Steve Christilaw: Spokane Indians face a difficult learning curve
You reach a certain age when nostalgia becomes commonplace.
Little things can set off a wave of the stuff that sends you way back, to a time when the cartoon version of Mr. Peabody and Sherman had the WABAC Machine cranked up. Back to a time when people didn’t look at you with that “Gee, he’s old” look when you mention there was an earlier version of the new series. Sort of like when you point out that Sir Paul McCartney was in a band back in the 1960s.
The latest wave of nostalgia washed in while watching the Spokane Indians on a beautiful, summer evening.
Watching a minor league baseball game is an open invitation to go back in time.
I can still remember sitting along the first-base line while Tommy Lasorda coached the hometown team. One of my favorite players was a lanky first baseman named Tommy Hutton, who the Dodgers traded to Philadelphia for Larry Hisle – introducing me at an early age to the concept of “bad trades.”
Part of the attraction of Hutton was the length of his stay in Spokane. Bill Buckner, another early favorite, was here for part of the 1969 season as a 19-year-old kid and 111 games in 1970, when he hit .335 to earn a September call-up by the Dodgers.
Of course, the Dodgers traded him, too. He was sent to the Cubs along with Ivan DeJesus and Jeff Albert for Rick Monday and Mike Garman.

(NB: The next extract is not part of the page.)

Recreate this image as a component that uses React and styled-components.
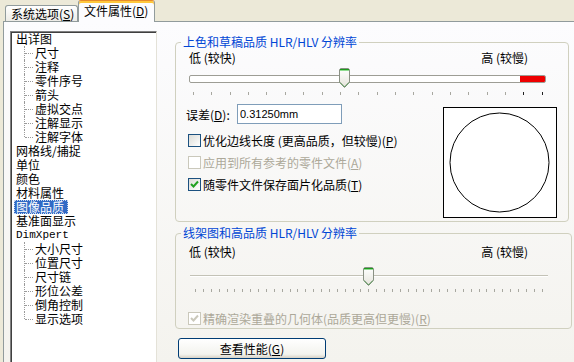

What I remember vividly is the sound of the bat hitting baseball. It still resonates like a tuning fork hitting middle C – something that feels just right from the inside out.
I watched the great Frank Howard take batting practice. His playing career was over, but he still liked to put on a show, and what a show he could put on. Where a player like Ken Griffey Jr. had a long, elegant swing that produced a pleasing crack when it connected, men like Howard and Harmon Killebrew had violence stored in their bats and they took it out on baseballs.
Watching players in the Northwest League, who are all still in the early stages of their professional career, has a different sound to their swings. But it makes sense, I suppose, that they do.
Players of my generation grew up swinging wooden bats, and there are definite advantages to doing that as a hitter.
Ever notice that professional hitters take a second to look at their bat before they step into the batter’s box? They’re not just reading the label. The name Louisville Slugger or Adirondack is always written on the weakest part of the bat, so hitters are careful how they hold it. Label up or label out – either way assures them that they will hit the ball with the strongest part of the ash or maple, or whatever wood they choose.
A wooden bat is not a forgiving tool. You had to make sure you held it just right or it would break on you. And you had to know where the small, magical sweet spot was on the bat – that’s where you wanted to strike the baseball.
You would be disappointed when you reached for an outside pitch and caught the ball off the end of the bat – where unless you were Frank Howard, there was no power. And you quickly learned that hitting a ball off the handle of the bad produced the quintessential negative feedback that only a baseball player knows: the sting of a mishit ball.
If you know that feeling, you just had an involuntary flashback.
The downside of the wood bat happens in this situation. Hitting the ball off the handle can easily break the bat in half. It’s where the expression “sawing him off” comes from.
Hitting coaches will tell you that swinging a wooden bat teaches you to be a better hitter with better swing mechanics. It teaches better plate discipline – that’s the phenomenon of the wood bat. In many ways, it self-diagnoses your swing.
And there is no feeling in all of sports, in my humble opinion, quite like the exquisite feel of smashing a baseball off the sweet spot. Golfers will try to convince you that hitting a drive on the screws has the same feel, but I disagree. Golf balls don’t come at you at 90 miles per hour and sending a Top-Flite down the middle of a fairway pales in comparison to watching Mr. Rawlings sail over the outfield fence.
But because of the high cost of broken bats, youth leagues and school leagues have shifted to man-made materials. Not only do they not break, they are quite forgiving of shaky swing mechanics.
That adds to the list of things players must adjust to when they come to professional baseball.
Along with playing the game as a full-time job, playing every day and facing what would otherwise be an all-star team, you have to learn how to play with a tool that can be finicky, but has a satisfying reward to its mastery.
You face someone who would likely have been the ace of your pitching staff back in your school days with every pro at-bat. Someone with a fastball that gets on you faster and moves more than you ever thought possible – and they make it look surprisingly easy, too. Some can change speeds to make you look silly and throw a breaking ball to make you jelly-legged.
That would be enough of a transition.
But these young men are learning to face that kind of pitching while adjusting to a wooden bat that leaves then with a significantly smaller margin for error.
Adds a whole new level to the term “learning curve.”
But that would be what makes baseball special – the sport that sends you to the plate with a cylindrical bat to face a guy throwing a leather-bound sphere at you, and the hitting coach tells you to “square it up.”
No, that doesn’t make sense.
Those of us who love baseball? We overlook that.
For nostalgic reasons, if nothing else.